Here’s Every Car The $43,990 Honda Civic Type R Competes With

Civic Type R Price Topshot

The big number for Honda fans is finally out. If you live in America, the brand new Honda Civic Type R costs $43,990 including a $1,095 freight charge. While still in the more attainable end of the performance car pool, that’s a lot of money, especially considering what you can get for that sort of coin. Let’s round up every reasonably quick driver’s car within punching range of the Civic Type R to see what each has to offer.

Nissan Z

2023 Nissan Z O 11
Photo credit: Nissan

The obvious heavy-hitter is the new Nissan Z. While it does offer 400 horsepower and a manual gearbox, it’s a bit too loud inside to be a GT car and it’s not nearly the most involving sports coupe on the market. During spirited driving, the shifter isn’t nearly as precise as an old 350Z’s linkage and the numb steering makes it difficult to trust the front end. Plus, the base Sport model doesn’t get big brakes, forged wheels, or a limited-slip differential.
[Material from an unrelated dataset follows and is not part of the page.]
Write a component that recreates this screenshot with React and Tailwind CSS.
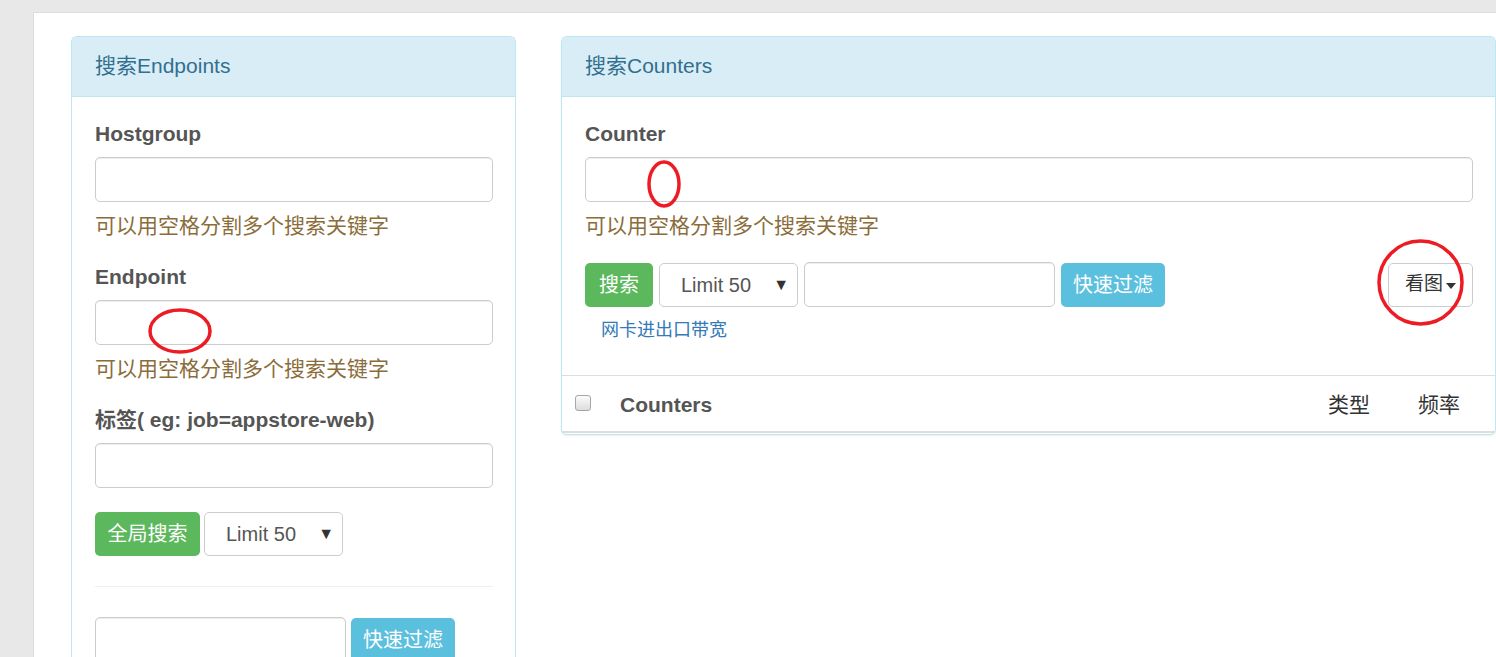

Still, this thing’s a tuner’s delight, with Ecutek already having cracked the ECU. One way or another, you’ll have to compromise if you want 400 horsepower and rear-wheel-drive for $41,015 including a $1,025 freight charge.

Camaro 1SS 1LE

Camaro 1ss 1le
Screenshot: Chevrolet

Speaking of compromises, if you’re okay with something that’s not Japanese, not especially highbrow, and $4,005 more than a Civic Type R, there’s always the Chevrolet Camaro 1SS 1LE. At $47,995 including a steep $1,395 freight charge, it’s a mullet-weilding trackday weapon with one of the finest chassis on any front-engined rear-wheel-drive car today. Brake pedal feel is as confident as a Toastmasters champion, the steering is surprisingly communicative, and the LT1 engine is an absolute torque monster. Forget about the badge on the front, this is what many performance cars from much posher brands aspire to be.

Volkswagen Golf R

Volkswagen Golf R
Photo credit: Volkswagen

If four-season grip is of concern, the Toyota GR Corolla and Volkswagen Golf R are formidable all-wheel-drive weapons. The Golf is astonishingly quick, rather refined, and packs one of the most infuriating infotainment systems ever to come out of Germany. I love the EA888 engine, but Volkswagen’s latest infotainment system makes first-generation iDrive feel as intuitive as iOS. At $45,385 including a $1,095 freight charge, it’s also more expensive than the Civic Type R, but that’s the price of more toys and all-wheel-drive. Plus, there’s a certain maturity and comfort to the Golf R that most hot hatches lack.

Toyota GR Corolla

2023 Gr Corolla Morizo Greymetallicmatte 012
Photo credit: Toyota

Or is it? Because the Toyota GR Corolla starts at $36,995 including a $1,095 freight charge while packing serious all-wheel-drive punch. Sure, if you want the Torsen front and rear differentials, heated seats, and a banging stereo, you’re looking at $39,445 including freight, but that’s still a bargain. It’ll be a difficult little bugger to get your hands on, but its trick center diff and available front-and-rear Torsen differentials should make it an absolute piss missile in the snow. Granted, the Morizo Edition pictured above costs a lot more, but the base Core model with a few option boxes ticked still promises to be plenty fun.

Hyundai Elantra N

Img 2871 Resize 16x9
Photo credit: Thomas Hundal

Finally, there’s the bargain option, the Hyundai Elantra N. I’ve logged plenty of miles in the Elantra N and in various FK8 Civic Type Rs, and I’d say that the Elantra N is a better car and almost as good of a driver’s car as the old Type R. The damping is spot-on, the chassis will happily rotate upon a lift of the throttle or a brush of the brakes, and the brakes are most certainly up to track duty. The steering’s also quite good, with weight building naturally so you can really lean on the front end in the corners. Perhaps best of all, you can shut the whole thing up, go into comfort mode, and have a normal compact car with heated seats and a heated steering wheel and a decent stereo when you just want to chill out. At $33,245 including a $1,095 freight charge, it’s an absolute bargain.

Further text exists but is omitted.